Sunday, September 28, 2008
The Lost City
Today I watched Andy Garcia's The Lost City probably for the third time. It made me feel emotions that I've felt before, yet I've never put into words. As a child of an immigrant mother from Cuba, I have always been very much the loss of this lost city called Havana, yet I am only coming to the realization of the enormity of what happened to my family in my adult years. As a matter of fact, I tried so hard to be American in my growing up years many times denying my heritage. How silly! I guess it was a child's need to fit in. I mention this because I ask myself "How will Ling-Ling feel when she is at the age that I was when I denied my heritage?" For her it will be so much harder-she will not be able to "mix in" as easily as I did due to her Chinese looks.
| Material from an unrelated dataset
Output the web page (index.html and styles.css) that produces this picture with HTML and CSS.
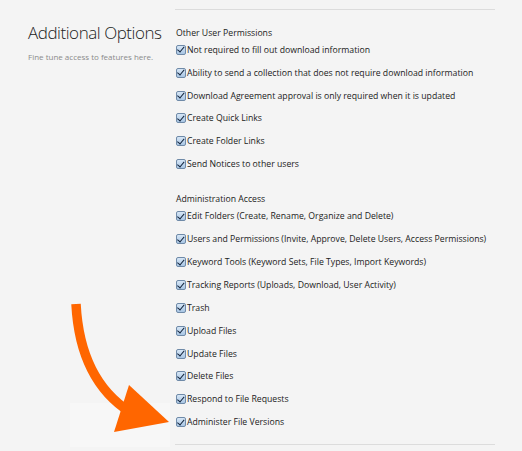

I want to make sure that she will never be ashamed or feel that she must hide her birthplace. Everytime she looks in the mirror she will be faced with it. I do not blame my mother for my feeling the way I did, she was trying to survive in a country that was so foreign to her-having left behind the man that she was in love with (my father) so that I could have a better life. I just can't help but meditate on the heritage that is "lost" to me. In Garcia's movie, he has to leave behind a mother and father that loved him, a lifestyle that was intrinsic to being Cuban. For me, I did not have to make such a difficult choice, yet I commiserate with my mother and grandmother for it had to have been oh so heart-breaking for them. I will never understand their plight-yet I can mourn for a life I never had. I so wish I could go back to those times and experience a slice of life that my mother and grandmother did....I feel strangely nostalgic for her past. I also admire the courage that she and many of my friend's parents had in starting over in this wonderful country. I wonder if I would have been brave or strong enough to do the same?